Six month daily chart of the Dow Transports


Does that mean that our analysis, as it stands, is useless? Far from it. As a Market Technician you can extract data from the market on a day-by-day basis, a week-by-week basis, a month-by-month basis, and even a minute-by-minute basis for shorter working time frames. Knowing now that there is a potential Inverted Head and Shoulders developing, you can look specifically to see whether or not this pattern is confirmed or rejected. Since this is a daily chart, we will gain additional insight every day or every couple of days as it continues to develop.


Scenario 1


You can see from the chart the 4,300 level appears to be very important. A decisive break to new lows – below 4,200 – would indicate the break down of the pattern. This would signal to the Technician a continuation of the downtrend, and can be used as a signal to initiate short positions, or remain in short positions previously initiated.


Scenario 2


Should the transports reverse course and decisively break above the neckline at 4,700 – the pattern would then be confirmed and its minimum upside target given at 5,200. Of course this may still be a reactionary move in an otherwise down market, however the knowledge and implications of the confirmed pattern should aid any investor. A confirmed pattern would indicate a renewed rally, and would signal to shorts to exit their positions, longs to remain in their positions, and possibly new longs initiated on a short-term horizon.


Scenario 3


The pattern may neither break down nor be confirmed right away, but merely consolidate sideways as it waits for further direction. After a certain point the Inverted H&S pattern would be ruled out because long periods of consolidation are not synonymous with these patterns. At that point the Technician would need to evaluate any further (new) pattern developments as well as critically examine support and resistance levels.
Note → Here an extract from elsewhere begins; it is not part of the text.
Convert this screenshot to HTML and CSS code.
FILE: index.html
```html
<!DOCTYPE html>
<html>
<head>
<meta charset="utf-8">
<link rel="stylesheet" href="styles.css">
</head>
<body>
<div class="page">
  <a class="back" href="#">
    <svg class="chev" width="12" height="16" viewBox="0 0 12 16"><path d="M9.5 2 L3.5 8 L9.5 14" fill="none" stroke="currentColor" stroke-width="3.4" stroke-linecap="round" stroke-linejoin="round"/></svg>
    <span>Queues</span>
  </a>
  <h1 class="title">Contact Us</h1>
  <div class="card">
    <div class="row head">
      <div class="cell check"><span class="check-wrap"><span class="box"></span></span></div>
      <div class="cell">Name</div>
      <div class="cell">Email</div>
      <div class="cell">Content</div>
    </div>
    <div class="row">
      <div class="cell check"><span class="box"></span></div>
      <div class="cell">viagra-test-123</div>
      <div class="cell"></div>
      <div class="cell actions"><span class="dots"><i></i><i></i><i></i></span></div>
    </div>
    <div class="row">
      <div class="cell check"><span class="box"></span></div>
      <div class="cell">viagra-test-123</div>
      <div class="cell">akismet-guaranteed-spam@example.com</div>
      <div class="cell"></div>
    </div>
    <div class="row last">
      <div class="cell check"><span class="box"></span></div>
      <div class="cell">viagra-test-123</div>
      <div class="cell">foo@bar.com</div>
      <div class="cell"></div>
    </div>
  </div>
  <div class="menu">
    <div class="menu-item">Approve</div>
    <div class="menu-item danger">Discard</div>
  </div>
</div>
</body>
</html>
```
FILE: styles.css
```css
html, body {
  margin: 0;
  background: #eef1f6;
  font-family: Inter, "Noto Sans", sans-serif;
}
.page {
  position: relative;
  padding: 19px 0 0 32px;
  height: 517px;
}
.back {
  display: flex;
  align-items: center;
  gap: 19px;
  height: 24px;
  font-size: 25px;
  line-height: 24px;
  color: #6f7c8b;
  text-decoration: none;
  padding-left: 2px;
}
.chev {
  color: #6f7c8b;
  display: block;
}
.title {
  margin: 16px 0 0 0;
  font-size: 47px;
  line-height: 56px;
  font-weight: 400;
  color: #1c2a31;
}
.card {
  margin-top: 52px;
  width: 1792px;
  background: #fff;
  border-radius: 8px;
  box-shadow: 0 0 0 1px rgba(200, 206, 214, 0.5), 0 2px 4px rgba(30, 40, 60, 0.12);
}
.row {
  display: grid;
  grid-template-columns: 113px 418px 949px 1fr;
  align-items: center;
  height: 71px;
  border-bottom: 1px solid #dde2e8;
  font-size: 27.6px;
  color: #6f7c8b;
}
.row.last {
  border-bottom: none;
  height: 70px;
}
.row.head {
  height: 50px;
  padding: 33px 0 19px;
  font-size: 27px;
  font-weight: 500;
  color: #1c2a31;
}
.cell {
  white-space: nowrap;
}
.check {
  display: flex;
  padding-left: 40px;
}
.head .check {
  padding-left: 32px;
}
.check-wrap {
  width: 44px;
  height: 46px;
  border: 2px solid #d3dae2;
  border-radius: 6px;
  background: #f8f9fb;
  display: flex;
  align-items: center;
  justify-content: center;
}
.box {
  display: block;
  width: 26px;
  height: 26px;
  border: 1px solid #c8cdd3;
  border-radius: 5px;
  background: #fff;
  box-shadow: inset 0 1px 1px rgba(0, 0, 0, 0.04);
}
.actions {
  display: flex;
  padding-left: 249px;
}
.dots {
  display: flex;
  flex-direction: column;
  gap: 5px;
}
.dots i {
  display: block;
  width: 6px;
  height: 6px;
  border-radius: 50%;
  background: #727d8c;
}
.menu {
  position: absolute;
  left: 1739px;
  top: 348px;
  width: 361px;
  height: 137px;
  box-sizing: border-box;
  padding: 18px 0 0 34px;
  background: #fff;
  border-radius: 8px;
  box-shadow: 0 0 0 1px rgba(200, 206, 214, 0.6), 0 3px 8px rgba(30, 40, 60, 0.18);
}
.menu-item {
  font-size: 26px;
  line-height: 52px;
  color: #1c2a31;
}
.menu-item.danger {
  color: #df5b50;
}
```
Dow Theory is an essential element and First Principle of Technical Analysis. It states you must look at both the Dow Jones Industrial Average as well as the Dow Jones Transportation Average to gauge the overall market direction. Together these will tell you if the market is moving together (either up or down), is unsure of itself, or if it may be in the process of reversing its course. Today I have only briefly examined Dow Theory while looking at less than half of the picture to demonstrate how you can make use of developing patterns. My purpose is exploratory rather than exhaustive, in order that one might improve their technical skills.